Each line of the data that includes the string "index" is to be copied out.
** BEGIN GIVEN MATERIAL **
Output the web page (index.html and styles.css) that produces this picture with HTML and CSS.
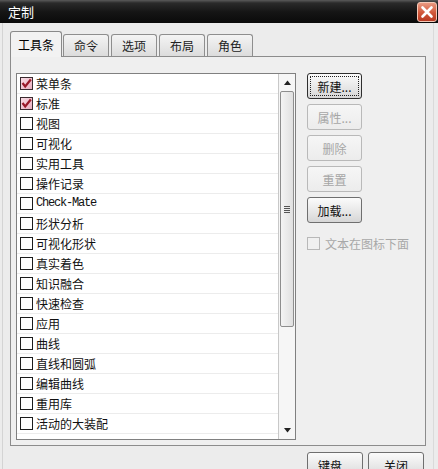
FILE: index.html
```html
<!DOCTYPE html>
<html lang="zh">
<head>
<meta charset="utf-8">
<title>定制</title>
<link rel="stylesheet" href="styles.css">
</head>
<body>
<div class="window">
  <div class="titlebar">
    <span class="title">定制</span>
    <span class="close">
      <svg width="14" height="14" viewBox="0 0 14 14"><path d="M2.5 2.5 L11.5 11.5 M11.5 2.5 L2.5 11.5" stroke="#fff" stroke-width="2.6" stroke-linecap="round"/></svg>
    </span>
  </div>
  <div class="content">
    <div class="tabs">
      <div class="tab active">工具条</div>
      <div class="tab">命令</div>
      <div class="tab">选项</div>
      <div class="tab">布局</div>
      <div class="tab">角色</div>
    </div>
    <div class="panel">
      <div class="list">
        <div class="items">
          <div class="row"><span class="cb checked"><svg width="11" height="11" viewBox="0 0 11 11"><path d="M1.5 5 L4.2 8.5 L9.8 1.5" stroke="#9a1a2a" stroke-width="2.2" fill="none"/></svg></span><span>菜单条</span></div>
          <div class="row"><span class="cb checked"><svg width="11" height="11" viewBox="0 0 11 11"><path d="M1.5 5 L4.2 8.5 L9.8 1.5" stroke="#9a1a2a" stroke-width="2.2" fill="none"/></svg></span><span>标准</span></div>
          <div class="row"><span class="cb"></span><span>视图</span></div>
          <div class="row"><span class="cb"></span><span>可视化</span></div>
          <div class="row"><span class="cb"></span><span>实用工具</span></div>
          <div class="row"><span class="cb"></span><span>操作记录</span></div>
          <div class="row"><span class="cb"></span><span class="mono">Check-Mate</span></div>
          <div class="row"><span class="cb"></span><span>形状分析</span></div>
          <div class="row"><span class="cb"></span><span>可视化形状</span></div>
          <div class="row"><span class="cb"></span><span>真实着色</span></div>
          <div class="row"><span class="cb"></span><span>知识融合</span></div>
          <div class="row"><span class="cb"></span><span>快速检查</span></div>
          <div class="row"><span class="cb"></span><span>应用</span></div>
          <div class="row"><span class="cb"></span><span>曲线</span></div>
          <div class="row"><span class="cb"></span><span>直线和圆弧</span></div>
          <div class="row"><span class="cb"></span><span>编辑曲线</span></div>
          <div class="row"><span class="cb"></span><span>重用库</span></div>
          <div class="row"><span class="cb"></span><span>活动的大装配</span></div>
        </div>
        <div class="scrollbar">
          <div class="arrow"><svg width="7" height="5" viewBox="0 0 7 5"><path d="M0 5 L3.5 0.5 L7 5 Z" fill="#222"/></svg></div>
          <div class="thumb"><span class="grip"></span></div>
          <div class="track"></div>
          <div class="arrow"><svg width="7" height="5" viewBox="0 0 7 5"><path d="M0 0 L3.5 4.5 L7 0 Z" fill="#222"/></svg></div>
        </div>
      </div>
      <div class="side">
        <div class="btn default"><span class="focus">新建...</span></div>
        <div class="btn disabled">属性...</div>
        <div class="btn disabled">删除</div>
        <div class="btn disabled">重置</div>
        <div class="btn">加载...</div>
        <div class="opt"><span class="cb dis"></span><span>文本在图标下面</span></div>
      </div>
    </div>
    <div class="footer">
      <div class="btn wide">键盘...</div>
      <div class="btn wide">关闭</div>
    </div>
  </div>
</div>
</body>
</html>
```
FILE: styles.css
```css
html, body {
  margin: 0;
  padding: 0;
}
body {
  width: 438px;
  height: 469px;
  overflow: hidden;
  background: #ececec;
  font-family: "Noto Sans CJK SC", "Noto Sans", sans-serif;
  font-size: 12px;
  color: #111;
}
.window {
  width: 438px;
  height: 469px;
  display: flex;
  flex-direction: column;
}
.titlebar {
  height: 23px;
  flex: none;
  display: flex;
  align-items: center;
  justify-content: space-between;
  padding: 0 1px 0 8px;
  background: linear-gradient(#5a5a5a 0, #2a2a2a 3px, #151515 12px, #0a0a0a 100%);
}
.title {
  color: #fff;
  font-size: 13px;
  line-height: 23px;
}
.close {
  width: 18px;
  height: 18px;
  border: 1px solid #f3c9b8;
  border-radius: 3px;
  background: linear-gradient(#e99a82, #d0573a 55%, #b83a22);
  display: flex;
  align-items: center;
  justify-content: center;
}
.content {
  flex: 1;
  min-height: 0;
  margin: 0 4px 0 2px;
  border-left: 1px solid #d4d4d4;
  border-right: 1px solid #dadada;
  padding: 9px 7px 0 7px;
  display: flex;
  flex-direction: column;
}
.tabs {
  height: 24px;
  flex: none;
  display: flex;
  align-items: flex-end;
  gap: 2px;
  position: relative;
  z-index: 1;
}
.tab {
  height: 21px;
  width: 44px;
  border: 1px solid #8e8e8e;
  border-bottom: none;
  border-radius: 3px 3px 0 0;
  background: linear-gradient(#f4f4f4, #dcdcdc);
  display: flex;
  align-items: center;
  justify-content: center;
  font-size: 12px;
  color: #222;
}
.tab.active {
  width: 50px;
  height: 25px;
  margin-bottom: -1px;
  margin-right: -1px;
  background: #f2f2f2;
  border-color: #8a8a8a;
  color: #000;
}
.panel {
  height: 372px;
  flex: none;
  border: 1px solid #8c8c8c;
  background: #efefef;
  padding: 16px 5px 0 5px;
  display: flex;
  align-items: flex-start;
}
.list {
  width: 278px;
  height: 365px;
  border: 1px solid #808080;
  background: #fff;
  display: flex;
}
.items {
  width: 261px;
  display: flex;
  flex-direction: column;
}
.row {
  height: 19px;
  border-bottom: 1px solid #ececec;
  display: flex;
  align-items: center;
  gap: 3px;
  padding-left: 3px;
  line-height: 19px;
}
.cb {
  width: 11px;
  height: 11px;
  border: 1px solid #1c1c1c;
  background: #fff;
  flex: none;
  display: flex;
  align-items: center;
  justify-content: center;
}
.cb.checked {
  background: linear-gradient(135deg, #f8dce4, #e9aebf);
  border-color: #3a2a2e;
}
.cb.dis {
  border-color: #b8b8b8;
  background: #f0f0f0;
}
.mono {
  font-family: "Liberation Mono", monospace;
  font-size: 12px;
  letter-spacing: -1.2px;
}
.scrollbar {
  width: 16px;
  border-left: 1px solid #c8c8c8;
  background: #f6f6f6;
  display: flex;
  flex-direction: column;
}
.arrow {
  height: 17px;
  flex: none;
  display: flex;
  align-items: center;
  justify-content: center;
}
.thumb {
  height: 234px;
  flex: none;
  margin: 0 1px;
  border: 1px solid #8e8e8e;
  border-radius: 2px;
  background: linear-gradient(90deg, #f4f4f4, #e0e0e0);
  display: flex;
  align-items: center;
  justify-content: center;
}
.grip {
  width: 6px;
  height: 7px;
  background: repeating-linear-gradient(#555 0 1px, transparent 1px 2px);
}
.track {
  flex: 1;
}
.side {
  margin-left: 11px;
  display: flex;
  flex-direction: column;
  gap: 5px;
}
.btn {
  width: 53px;
  height: 24px;
  border: 1px solid #6f6f6f;
  border-radius: 3px;
  background: linear-gradient(#fbfbfb, #e6e6e6 60%, #d6d6d6);
  display: flex;
  align-items: center;
  justify-content: center;
  font-size: 12px;
  color: #111;
}
.btn.default {
  border-color: #2e2e2e;
}
.focus {
  width: 47px;
  height: 18px;
  border: 1px dotted #222;
  display: flex;
  align-items: center;
  justify-content: center;
}
.btn.disabled {
  border-color: #b9b9b9;
  color: #a6a6a6;
  background: linear-gradient(#f6f6f6, #ececec);
}
.opt {
  margin-top: 7px;
  display: flex;
  align-items: center;
  gap: 5px;
  color: #a8a8a8;
}
.footer {
  margin-top: 6px;
  flex: none;
  display: flex;
  justify-content: flex-end;
  gap: 5px;
  padding-right: 2px;
}
.btn.wide {
  width: 54px;
  height: 24px;
}
```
** END GIVEN MATERIAL **
> EXERCISE RESPONSE:
Output the web page (index.html and styles.css) that produces this picture with HTML and CSS.
FILE: index.html
  z-index: 1;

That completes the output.